A pesar de esta vocación, hay en la Iglesia terribles pecados contra la unidad. Persiste en ella, desgarrándola, la ruptura de la Edad Media y del comienzo de la Edad Moderna que tan trágicas consecuencias ha traído para la humanidad y particularmente para Europa. Las divisiones debilitan la fuerza del testimonio cristiano ante la increencia y secularización de nuestro tiempo, ante tanta indiferencia religiosa y mentalidad pagana como nos envuelve, ante el empuje de los fundamentalismos y de las sectas o ante una religiosidad difusa de espaldas al Dios personal. Estos son los grandes riesgos para el hombre de hoy que solamente podrán ser superados desde el cumplimiento de la voluntad del Señor “Que todos sean uno”.
“Todos, dice el Papa San Juan Pablo II en Tertio Millennio Adveniente, somos conscientes de que el logro de esta meta no puede ser sólo fruto de esfuerzos humanos, aun siendo éstos indispensables. La unidad, en definitiva, es un don del Espíritu Santo. A nosotros se nos pide secundar este don sin caer en ligerezas y reticencias al testimoniar la verdad. Hay que proseguir el diálogo doctrinal, pero sobre todo esforzarse en la oración ecuménica. Oración que se ha intensificado después del Concilio, pero que debe aumentarse todavía comprometiendo cada vez más a los cristianos, en sintonía con la gran invocación de Cristo, antes de la pasión: «que todos sean uno.
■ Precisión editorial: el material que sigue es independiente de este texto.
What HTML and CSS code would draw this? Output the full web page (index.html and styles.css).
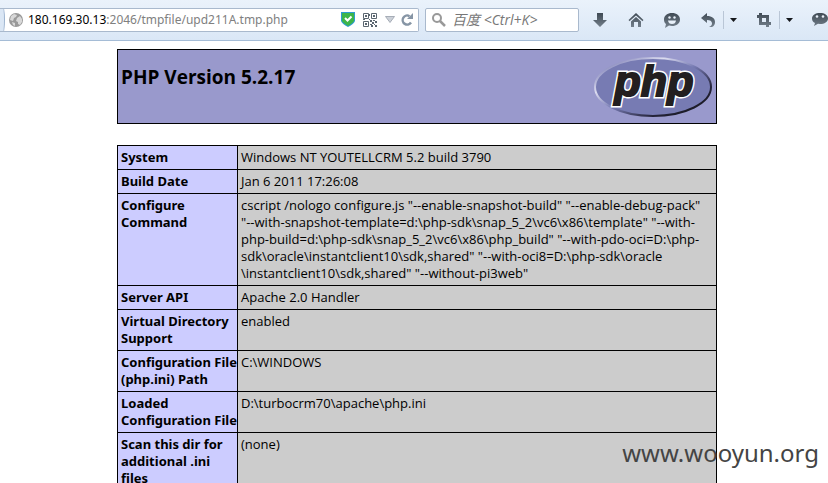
FILE: index.html
```
<!DOCTYPE html>
<html lang="en">
<head>
<meta charset="utf-8">
<title>phpinfo()</title>
<link rel="stylesheet" href="styles.css">
</head>
<body>
<header class="toolbar">
  <div class="urlbar">
    <span class="back-edge"></span>
    <svg class="globe" width="14" height="14" viewBox="0 0 14 14" aria-hidden="true"><circle cx="7" cy="7" r="7" fill="#999"/><path d="M2 3l3-2 3 1-1 2-2 1-1 3-3-1zM8 5l3-2 2 3v3l-2 3-2-1V9L7 8zM3 9l3 1v3l-2-1z" fill="#d8d8d8"/></svg>
    <div class="address" role="textbox" aria-label="Address" contenteditable="true" spellcheck="false"><span class="host">180.169.30.13</span>:2046/tmpfile/upd211A.tmp.php</div>
    <svg class="shield" width="14" height="15" viewBox="0 0 14 15" aria-hidden="true"><path d="M0 0h14v9q-1 3-7 6Q1 12 0 9z" fill="#2d9bd2"/><path d="M1 1h12v8q-1 2-6 5Q2 11 1 9z" fill="#3db54a"/><path d="M4 6l2.500 2.500L10.500 4.500" fill="none" stroke="#fff" stroke-width="2"/></svg>
    <svg class="qr" width="14" height="14" viewBox="0 0 14 14" aria-hidden="true"><g fill="none" stroke="#5b6670"><path d="M.5.5h5v5h-5zM8.500.5h5v5h-5zM.5 8.500h5v5h-5z"/></g><path fill="#5b6670" d="M2 2h2v2H2zM10 2h2v2h-2zM2 10h2v2H2zM7 7h2v2H7zM10 7h2v1h-2zM12 8h2v2h-2zM9 9h2v2H9zM7 11h2v1H7zM11 11h1v1h-1zM8 12h2v2H8zM12 12h2v2h-2zM6 6h1v1H6zM6 1h1v2H6zM0 6h2v1H0z"/></svg>
    <svg class="history" width="10" height="7" viewBox="0 0 10 7" aria-hidden="true"><path d="M.5.5h9L5 6.500z" fill="#ccd1d8" stroke="#a6adb7"/></svg>
    <button class="icon" aria-label="Reload"><svg width="12" height="13" viewBox="0 0 12 13"><path d="M8.500 3.200A4.500 4.500 0 1 0 10 9.500" fill="none" stroke="#8695a5" stroke-width="2.400"/><path d="M12 0v6H6z" fill="#8695a5"/></svg></button>
  </div>
  <label class="search">
    <svg width="14" height="14" viewBox="0 0 14 14" aria-hidden="true"><circle cx="5" cy="5" r="4" fill="none" stroke="#999" stroke-width="2"/><path d="M8 8l5 5" stroke="#999" stroke-width="2.500"/></svg>
    <input type="text" placeholder="百度 &lt;Ctrl+K&gt;" aria-label="Search">
  </label>
  <nav class="actions">
    <button class="icon" aria-label="Downloads"><svg width="16" height="16" viewBox="0 0 16 16"><path d="M5 1h6v7h4l-7 7-7-7h4z" fill="url(#steel)"/></svg></button>
    <button class="icon" aria-label="Home"><svg width="16" height="16" viewBox="0 0 16 16"><path d="M.5 8L8 1l7.500 7-1 1.200L8 3.500 1.500 9.200zM3 9.500l5-4.500 5 4.500V15h-3v-5H6v5H3z" fill="url(#steel)"/></svg></button>
    <button class="icon" aria-label="Feedback"><svg width="16" height="16" viewBox="0 0 16 16"><path d="M8 1c4.500 0 8 2.600 8 6.500S12.500 14 8 14c-1 0-2 0-3-.4L1 16l1-4C.7 11 0 9.500 0 7.500 0 3.600 3.500 1 8 1z" fill="url(#steel)"/><path d="M4 8.500h8Q11.500 12 8 12T4 8.500z" fill="#e8f0f9"/><circle cx="5.500" cy="5.500" r="1.200" fill="#e8f0f9"/><circle cx="10.500" cy="5.500" r="1.200" fill="#e8f0f9"/></svg></button>
    <div class="split">
      <button class="icon" aria-label="Undo close"><svg width="16" height="16" viewBox="0 0 16 16"><path d="M1 6l6-5v3c5 0 8 2.500 8 6 0 2.500-1 4-3 5H9c2-1 3-2 3-3.500C12 9 10 8 7 8v3z" fill="url(#steel)"/></svg></button>
      <button class="icon more" aria-label="Recently closed"><svg width="7" height="4" viewBox="0 0 7 4"><path d="M0 0h7L3.500 4z" fill="#15181c"/></svg></button>
    </div>
    <div class="split">
      <button class="icon" aria-label="Capture"><svg width="16" height="16" viewBox="0 0 16 16"><path d="M1 4.500h10.500V15M4.500 1v10.500H15" fill="none" stroke="url(#steel)" stroke-width="3"/></svg></button>
      <button class="icon more" aria-label="Capture options"><svg width="7" height="4" viewBox="0 0 7 4"><path d="M0 0h7L3.500 4z" fill="#15181c"/></svg></button>
    </div>
    <button class="icon" aria-label="Chat"><svg width="16" height="16" viewBox="0 0 16 16"><path d="M8 1c4.500 0 8 2 8 5.500S12.500 12 8 12l-2-.2L2 14l1-3C1 10 0 8.500 0 6.500 0 3 3.500 1 8 1z" fill="url(#steel)"/><circle cx="5" cy="4.500" r="1.300" fill="#e8f0f9"/><circle cx="11" cy="4.500" r="1.300" fill="#e8f0f9"/></svg></button>
  </nav>
  <svg class="defs" width="0" height="0" aria-hidden="true"><defs><linearGradient id="steel" gradientUnits="userSpaceOnUse" x1="0" y1="1" x2="0" y2="16"><stop stop-color="#3f4a54"/><stop offset="1" stop-color="#77838f"/></linearGradient></defs></svg>
</header>
<main class="page">
  <section class="banner">
    <h1>PHP Version 5.2.17</h1>
    <svg class="logo" width="120" height="67" viewBox="0 0 120 67" role="img" aria-label="PHP logo">
      <defs><linearGradient id="rim" x1="0" y1="0" x2="1" y2="1"><stop offset=".1" stop-color="#8587bb"/><stop offset=".3" stop-color="#dcdcf0"/><stop offset=".5" stop-color="#777bb3"/><stop offset=".75" stop-color="#25243a"/><stop offset="1" stop-color="#111"/></linearGradient></defs>
      <ellipse cx="60" cy="34" rx="58" ry="29" fill="#777bb3" stroke="url(#rim)" stroke-width="2"/>
      <g class="logo-text" text-anchor="middle">
        <text class="halo" x="61" y="43" aria-hidden="true">php</text>
        <text class="ink" x="61" y="43">php</text>
      </g>
    </svg>
  </section>
  <table class="info">
    <tbody>
      <tr><th scope="row">System</th><td>Windows NT YOUTELLCRM 5.2 build 3790</td></tr>
      <tr><th scope="row">Build Date</th><td>Jan 6 2011 17:26:08</td></tr>
      <tr><th scope="row">Configure<br>Command</th><td>cscript /nologo configure.js "--enable-snapshot-build" "--enable-debug-pack"<br>"--with-snapshot-template=d:\php-sdk\snap_5_2\vc6\x86\template" "--with-<br>php-build=d:\php-sdk\snap_5_2\vc6\x86\php_build" "--with-pdo-oci=D:\php-<br>sdk\oracle\instantclient10\sdk,shared" "--with-oci8=D:\php-sdk\oracle<br>\instantclient10\sdk,shared" "--without-pi3web"</td></tr>
      <tr><th scope="row">Server API</th><td>Apache 2.0 Handler</td></tr>
      <tr><th scope="row">Virtual Directory<br>Support</th><td>enabled</td></tr>
      <tr><th scope="row">Configuration File<br>(php.ini) Path</th><td>C:\WINDOWS</td></tr>
      <tr><th scope="row">Loaded<br>Configuration File</th><td>D:\turbocrm70\apache\php.ini</td></tr>
      <tr><th scope="row">Scan this dir for<br>additional .ini<br>files</th><td>(none)</td></tr>
    </tbody>
  </table>
</main>
<div class="watermark">www.wooyun.org</div>
</body>
</html>
```
FILE: styles.css
```
* { box-sizing: border-box; }
html, body { height: 100%; }
body {
  margin: 0;
  overflow: hidden;
  position: relative;
  background: #fff;
  color: #000;
  font: 13px/17px "Open Sans", "Noto Sans CJK SC", sans-serif;
}
.toolbar {
  display: flex;
  align-items: center;
  height: 41px;
  padding-bottom: 1px;
  border-bottom: 1px solid #a5bcd6;
  background: linear-gradient(#eaf2fb, #dae7f6);
}
.icon {
  display: flex;
  align-items: center;
  padding: 0;
  border: 0;
  background: none;
}
.urlbar, .search {
  display: flex;
  align-items: center;
  height: 24px;
  border: 1px solid #a9b9cd;
  background: #fff;
}
.urlbar {
  flex: 1;
  padding-right: 5px;
  border-left: 0;
  border-radius: 0 2px 2px 0;
  overflow: hidden;
}
.back-edge {
  width: 5px;
  height: 28px;
  border-right: 1px solid #9eb4cf;
  border-radius: 0 50% 50% 0;
  background: #dbe7f5;
}
.globe { margin: 0 5px 0 4px; }
.address {
  flex: 1;
  color: #808080;
  font-family: "Noto Sans", sans-serif;
  font-size: 12px;
  white-space: nowrap;
  outline: 0;
}
.host { color: #000; }
.qr { margin: 0 8px; }
.history { margin-right: 6px; }
.search {
  width: 154px;
  margin-left: 6px;
  padding: 0 6px;
  border-radius: 2px;
}
.search input {
  flex: 1;
  min-width: 0;
  margin-left: 6px;
  padding: 0;
  border: 0;
  outline: 0;
  background: none;
  font: inherit;
}
.search input::placeholder { color: #777; font-style: italic; }
.search input { font-size: 14px; }
.actions {
  display: flex;
  align-items: center;
  gap: 20px;
  width: 249px;
  padding-left: 13px;
}
.actions svg { flex: none; }
.split { display: flex; margin-right: -1px; }
.more {
  height: 18px;
  margin-left: 7px;
  padding-left: 6px;
  border-left: 1px solid #b9c6d6;
}
.defs { position: absolute; }
.page {
  max-width: 606px;
  margin: 8px auto 0;
  padding-left: 6px;
}
.banner {
  display: flex;
  justify-content: space-between;
  height: 75px;
  padding: 3px;
  border: 1px solid #000;
  background: #9999cc;
}
h1 { margin: 12px 0 0; font-size: 19px; line-height: 24px; }
.logo-text { font: italic bold 43px "Liberation Sans", sans-serif; }
.halo { fill: #fff; stroke: #fff; stroke-width: 5px; }
.ink { fill: #231f20; stroke: #231f20; stroke-width: 2px; }
.info {
  width: 100%;
  margin-top: 21px;
  border-collapse: collapse;
}
.info th, .info td {
  padding: 3px;
  border: 1px solid #000;
  text-align: left;
  vertical-align: top;
  white-space: nowrap;
}
.info th {
  width: 119px;
  padding-right: 0;
  background: #ccccff;
  font-family: "Noto Sans", sans-serif;
}
.info td { background: #cccccc; }
.watermark {
  position: absolute;
  right: 9px;
  bottom: 13px;
  color: #444;
  font-family: "Noto Sans", sans-serif;
  font-size: 24px;
  line-height: 34px;
}
```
Como tú, Padre, en mí y yo en ti, que ellos también sean uno en nosotros» Jn 17, 21)”.
Es necesaria una sensibilización fuerte, extensiva e intensivamente, hacia esta herida en la Iglesia; apremia y urge que veamos esta necesidad como necesidad principalísima, y que, por ello, trabajemos por esta unidad, y, sobre todo, oremos por ella a La Trinidad santa, fuente y origen de toda unidad y comunión. Que no pasen estos días desapercibidos del Octavario en las parroquias y en cualquier comunidad cristiana; que no nos desentendamos de esta oración ninguno de los que formamos esta Iglesia diocesana. Que no nos contentemos con la mera inclusión de una súplica en la oración de los fieles. Oremos de verdad, como el Señor oró e intercede ahora con su costado abierto ante el Padre para que todos seamos uno, como El y el Padre son uno, en el Espíritu. Que el nuevo milenio que aún está en sus primeros años preste una renovada atención a esta exigencia tan básica y tan urgente, “para que el mundo crea”. Participemos de todo corazón, activamente, en este octavario de oración por la unidad de los cristianos. Que en las parroquias y comunidades se tenga muy en cuenta y se anime a participar en esta oración, secundando las directrices que ofrezca la comisión diocesana para el ecumenismo.